Já os aplicativos parceiros da Seduc-SP assinam um acordo de confidencialidade. Se o descumprirem, podem responder nos âmbitos civil, administrativo e criminal. “A nova gestão da Seduc-SP conta com um time de tecnologia permanente que está revendo e aprimorando os sistemas da rede, de modo a corrigir eventuais falhas ou erros de desempenho ou segurança.”

Empresas envolvidas

Em nota ao g1, o Explicaê afirma que “nenhum dado, seja ele telefone ou e-mail, é coletado sem permissão, conhecimento e aceite dos Termos de Uso e Políticas de Privacidade, por parte do usuário da plataforma”. “Todas as ferramentas utilizadas buscam proporcionar uma melhor experiência aos usuários. Os Ad Trackers, por exemplo, são voltados ao público maior de 18 anos, que recebe anúncios personalizados de acordo com seu perfil de consumo.”

A Escola Mais diz que não usa dados de alunos em seu site para quaisquer fins e que sua política de privacidade está adequada à legislação. “A escola não vende nem repassa dados de alunos a terceiros, ao contrário do que aponta o relatório. A Escola Mais oferece ensino presencial a mais de 3 mil alunos em 9 unidades físicas nos estados de São Paulo e Santa Catarina. Nosso site institucional é utilizado apenas para divulgar comercialmente a escola, com informações destinadas a adultos interessados em conhecer as unidades e os métodos pedagógicos desenvolvidos”, destaca.

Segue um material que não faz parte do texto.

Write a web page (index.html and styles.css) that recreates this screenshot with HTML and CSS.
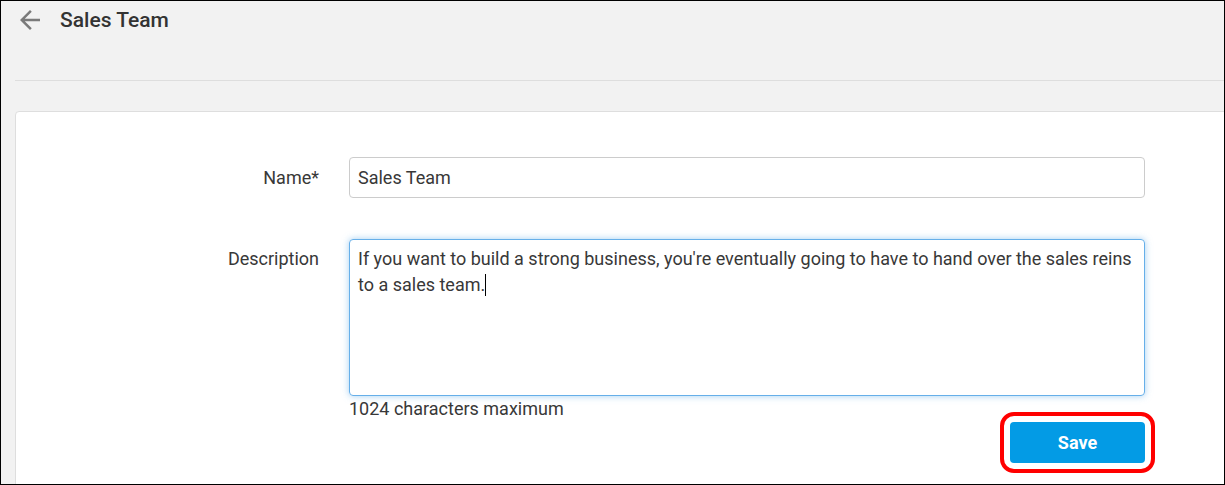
FILE: index.html
```html
<!DOCTYPE html>
<html lang="en">
<head>
<meta charset="utf-8">
<title>Sales Team</title>
<link rel="stylesheet" href="styles.css">
</head>
<body>
<div class="frame">
  <header class="topbar">
    <div class="title-row">
      <span class="back" aria-label="Back">
        <svg viewBox="0 0 24 24" width="30" height="30"><path d="M20 11H7.83l5.59-5.59L12 4l-8 8 8 8 1.41-1.41L7.83 13H20v-2z" fill="currentColor"/></svg>
      </span>
      <h1 class="title">Sales Team</h1>
    </div>
  </header>
  <main class="card">
    <div class="row">
      <label class="label">Name*</label>
      <div class="field">
        <div class="input">Sales Team</div>
      </div>
    </div>
    <div class="row row-desc">
      <label class="label label-top">Description</label>
      <div class="field">
        <div class="textarea">If you want to build a strong business, you're eventually going to have to hand over the sales reins to a sales team.<span class="caret"></span></div>
        <div class="hint">1024 characters maximum</div>
        <div class="actions">
          <button class="save">Save</button>
        </div>
      </div>
    </div>
  </main>
</div>
</body>
</html>
```
FILE: styles.css
```css
* { box-sizing: border-box; }
html, body { margin: 0; padding: 0; }
body {
  font-family: Roboto, "Liberation Sans", Arial, sans-serif;
  color: #333;
  background: #f2f2f2;
}
.frame {
  width: 1225px;
  height: 485px;
  border: 1px solid #000;
  background: #f2f2f2;
  overflow: hidden;
}
.topbar {
  height: 80px;
  margin-left: 14px;
  border-bottom: 1px solid #dedede;
}
.title-row {
  height: 37px;
  display: flex;
  align-items: center;
}
.back {
  width: 30px;
  height: 30px;
  color: #7a7a7a;
  display: flex;
}
.title {
  margin: 0 0 0 15px;
  font-size: 21px;
  font-weight: 500;
  color: #333;
}
.card {
  margin: 30px -12px 0 14px;
  background: #fff;
  border: 1px solid #dedede;
  border-radius: 4px;
  padding-top: 45px;
  height: 420px;
}
.row {
  display: flex;
  gap: 30px;
  align-items: center;
}
.row-desc {
  margin-top: 41px;
  align-items: flex-start;
}
.label {
  width: 303px;
  text-align: right;
  font-size: 18px;
  line-height: 26px;
  color: #383838;
}
.label-top { padding-top: 7px; }
.field { width: 796px; }
.input {
  height: 41px;
  border: 1px solid #cccccc;
  border-radius: 4px;
  padding: 0 8px;
  font-size: 18px;
  line-height: 39px;
  color: #383838;
}
.textarea {
  height: 157px;
  border: 1px solid #66afe9;
  border-radius: 4px;
  padding: 6px 8px;
  font-size: 18px;
  line-height: 26px;
  color: #383838;
  box-shadow: 0 0 7px rgba(102, 175, 233, 0.6);
}
.caret {
  display: inline-block;
  width: 1px;
  height: 22px;
  background: #000;
  vertical-align: -5px;
}
.hint {
  margin-top: 3px;
  font-size: 18px;
  line-height: 20px;
  color: #383838;
}
.actions {
  margin-top: 3px;
  display: flex;
  justify-content: flex-end;
}
.save {
  width: 135px;
  height: 41px;
  border: none;
  border-radius: 4px;
  background: #039be5;
  color: #fff;
  font-family: Roboto, "Liberation Sans", Arial, sans-serif;
  font-size: 18px;
  font-weight: 700;
  outline: 4px solid #f00;
  outline-offset: 6px;
}
```
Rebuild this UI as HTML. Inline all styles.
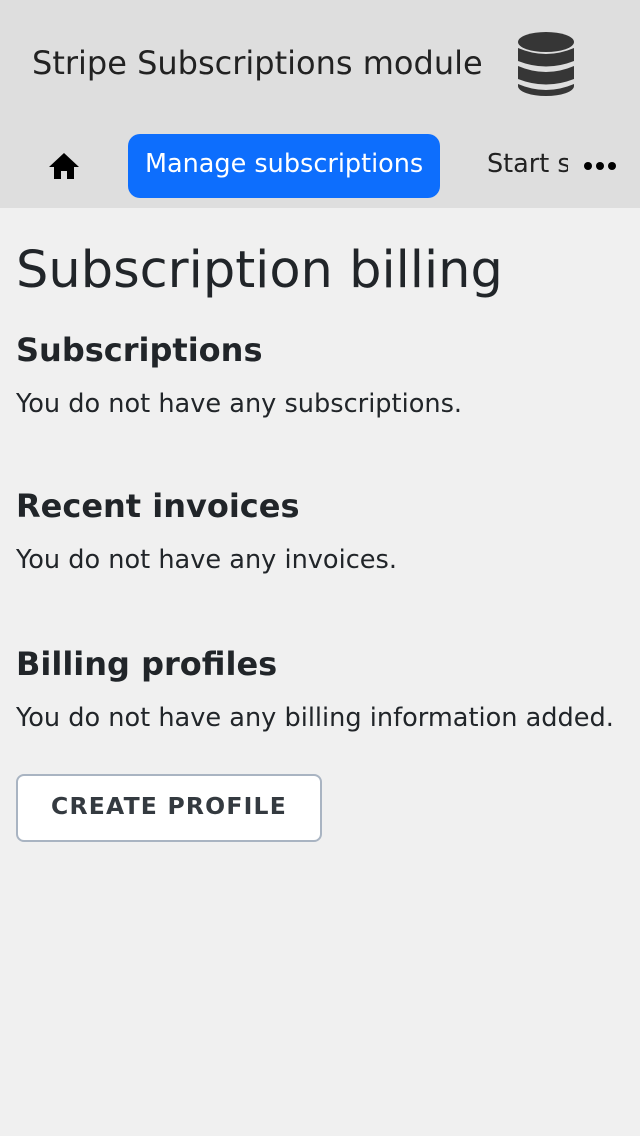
<!DOCTYPE html>
<html><head><meta charset="utf-8"><style>
*{margin:0;padding:0;box-sizing:border-box}
body{width:640px;height:1136px;background:#f0f0f0;font-family:"DejaVu Sans","Liberation Sans",sans-serif;color:#212529;position:relative;overflow:hidden}
.a{position:absolute;line-height:1;white-space:nowrap}
#hdr{position:absolute;left:0;top:0;width:640px;height:208px;background:#dedede}
</style></head><body>
<div id="hdr"></div>
<div class="a" style="left:32px;top:47px;font-size:32px;color:#222">Stripe Subscriptions module</div>
<svg class="a" style="left:518px;top:32px" width="56" height="64" viewBox="0 0 56 64">
<g fill="#363636">
<ellipse cx="28" cy="10" rx="28" ry="10"/>
<path d="M0 16 Q28 28 56 16 V29 Q28 40 0 29Z"/>
<path d="M0 34 Q28 46 56 34 V47 Q28 58 0 47Z"/>
<path d="M0 52 Q28 64 56 52 V54 A28 10 0 0 1 0 54Z"/>
</g></svg>
<svg class="a" style="left:48px;top:152px" width="32" height="28" viewBox="0 0 32 28"><path d="M16 1 L1 15 H6 V27 H13 V19 H19 V27 H26 V15 H31Z" fill="#000"/></svg>
<div class="a" style="left:128px;top:134px;width:312px;height:64px;background:#0d6efd;border-radius:12px"></div>
<div class="a" style="left:145px;top:152px;font-size:25.5px;color:#fff">Manage subscriptions</div>
<div class="a" style="left:487px;top:152px;font-size:25.5px;width:81px;overflow:hidden;color:#222">Start subscription</div>
<div class="a" style="left:584px;top:162px;width:32px;height:10px">
<span style="position:absolute;left:0;top:0;width:8px;height:8px;border-radius:50%;background:#000"></span>
<span style="position:absolute;left:12px;top:0;width:8px;height:8px;border-radius:50%;background:#000"></span>
<span style="position:absolute;left:24px;top:0;width:8px;height:8px;border-radius:50%;background:#000"></span>
</div>
<div class="a" style="left:16px;top:245px;font-size:51px">Subscription billing</div>
<div class="a" style="left:16px;top:334px;font-size:32px;font-weight:bold">Subscriptions</div>
<div class="a" style="left:16px;top:392px;font-size:25.6px">You do not have any subscriptions.</div>
<div class="a" style="left:16px;top:490px;font-size:32px;font-weight:bold">Recent invoices</div>
<div class="a" style="left:16px;top:548px;font-size:25.6px">You do not have any invoices.</div>
<div class="a" style="left:16px;top:648px;font-size:32px;font-weight:bold">Billing profiles</div>
<div class="a" style="left:16px;top:706px;font-size:25.6px">You do not have any billing information added.</div>
<div class="a" style="left:16px;top:774px;width:306px;height:68px;background:#fff;border:2px solid #a9b4c2;border-radius:8px"></div>
<div class="a" style="left:16px;top:795px;width:306px;text-align:center;font-size:23.5px;font-weight:bold;letter-spacing:1.2px;color:#343a40">CREATE PROFILE</div>
</body></html>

A Descomplica, por sua vez, informa que “atua em total conformidade com a LGPD”. “Vale esclarecer que a empresa não teve acesso à íntegra da pesquisa nem aos fundamentos para as alegações feitas neste material. A Descomplica reitera que são inverídicas as afirmações sobre coleta e repasse de dados de quaisquer públicos para empresas terceiras.” Em contato com as empresas Mangahigh e Stoodi, o g1 não recebeu resposta.